A relative of the pipefish family, seahorses will intertwine their prehensile tails and float together for hours. When they mate, they engage in a ritualistic dance that lasts for days. These tiny ballerinas of the sea are mesmerizing to watch. The scientific name of the seahorse is Hippocampus from the Greek word “hippo” meaning “horse” because the head of the seahorse has an equine appearance. Campus also comes from the Greek word “kampos” meaning “sea monster”. They are found in the tropical waters of the world, and their life span is from 1 to 4 years.

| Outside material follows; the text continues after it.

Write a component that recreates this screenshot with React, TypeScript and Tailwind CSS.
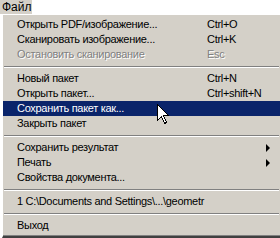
import React from 'react';

type Item =
  | { kind: 'sep' }
  | {
      kind: 'item';
      label: string;
      shortcut?: string;
      disabled?: boolean;
      active?: boolean;
      submenu?: boolean;
    };

const items: Item[] = [
  { kind: 'item', label: 'Открыть PDF/изображение...', shortcut: 'Ctrl+O' },
  { kind: 'item', label: 'Сканировать изображение...', shortcut: 'Ctrl+K' },
  { kind: 'item', label: 'Остановить сканирование', shortcut: 'Esc', disabled: true },
  { kind: 'sep' },
  { kind: 'item', label: 'Новый пакет', shortcut: 'Ctrl+N' },
  { kind: 'item', label: 'Открыть пакет...', shortcut: 'Ctrl+shift+N' },
  { kind: 'item', label: 'Сохранить пакет как...', active: true },
  { kind: 'item', label: 'Закрыть пакет' },
  { kind: 'sep' },
  { kind: 'item', label: 'Сохранить результат', submenu: true },
  { kind: 'item', label: 'Печать', submenu: true },
  { kind: 'item', label: 'Свойства документа...' },
  { kind: 'sep' },
  { kind: 'item', label: '1 C:\\Documents and Settings\\...\\geometr' },
  { kind: 'sep' },
  { kind: 'item', label: 'Выход' },
];

function Cursor() {
  return (
    <svg
      className="absolute left-[157px] top-[104px]"
      width="13"
      height="21"
      viewBox="0 0 13 21"
    >
      <path
        d="M0.5 0.5 L0.5 16.5 L4.5 12.5 L7.5 19.5 L9.5 18.5 L6.5 11.5 L11.5 11.5 Z"
        fill="#fff"
        stroke="#000"
        strokeWidth="1"
        shapeRendering="crispEdges"
      />
    </svg>
  );
}

export default function App() {
  return (
    <div
      className="relative w-[280px] h-[238px] bg-white overflow-hidden text-[11px] leading-none text-black"
      style={{ fontFamily: '"Liberation Sans", Arial, sans-serif' }}
    >
      <div className="h-[14px] w-[32px] bg-[#d4d0c8] pl-[2px] flex items-center text-[12px]">
        Файл
      </div>
      <div className="ml-[2px] h-[224px] bg-[#d4d0c8] border-l border-t border-l-white border-t-white border-b-2 border-b-[#404040] shadow-[inset_0_-1px_0_#808080] pt-[2px] tracking-[-0.3px]">
        {items.map((it, i) =>
          it.kind === 'sep' ? (
            <div key={i} className="h-[9px] flex flex-col justify-center px-[1px]">
              <div className="h-[1px] bg-[#808080]" />
              <div className="h-[1px] bg-white" />
            </div>
          ) : (
            <div
              key={i}
              className={`h-[15px] flex items-center pl-[14px] pr-2 ${
                it.active ? 'bg-[#0a246a] text-white' : ''
              }`}
            >
              <span
                className={`w-[190px] whitespace-nowrap ${
                  it.disabled ? 'text-[#808080] [text-shadow:1px_1px_0_#fff]' : ''
                }`}
              >
                {it.label}
              </span>
              {it.shortcut && (
                <span
                  className={`whitespace-nowrap ${
                    it.disabled ? 'text-[#808080] [text-shadow:1px_1px_0_#fff]' : ''
                  }`}
                >
                  {it.shortcut}
                </span>
              )}
              {it.submenu && (
                <span className="ml-auto mr-[2px] w-0 h-0 border-y-[4px] border-y-transparent border-l-[4px] border-l-black" />
              )}
            </div>
          )
        )}
      </div>
      <Cursor />
    </div>
  );
}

These beautiful creatures of the sea are available in a variety of shapes, sizes and colors, but must be kept in a saltwater aquarium and are difficult to keep alive. Seahorses range from .6 to 14 inches in size. Unlike their fish relatives, they swim upright by fluttering their dorsal fin 35 times per second. Because they are poor swimmers, they can die of exhaustion if caught in stormy seas. The pectoral fin at the back of their heads is used for steering.

Unlike most fish, they are monogamous and mate for life. They are the only animal species in which the males impregnate themselves after the female lay their eggs inside the male’s frontal brood pouch. The male then incubates the fertilized eggs for 24 days before spewing them into its watery world after experiencing a series of strong contractions. A typical male can bear up to 2,000 young at a time. However, only .5% of the “fry” will survive to adulthood. A male seahorse can bear young in the morning and become pregnant again by nightfall. It’s interesting to note that seahorses do not have scales, but they do have a strong bony structure. This makes them unappetizing to other fish because they are difficult to digest. Their eyes move independently of each other, just as a chameleon’s eyes do.

Seahorses are carnivorous, and they feed mainly on brine shrimp. However, after encircling their tails around coral or underwater vegetation in order to remain stationary, they will use their long snouts to suck in plankton and small crustaceans. They have few predators in the sea except for crabs. Nevertheless, the 30 species of seahorses have become in danger of extinction due to pollution, Asian harvesting for medicinal purposes, and habitat depletion.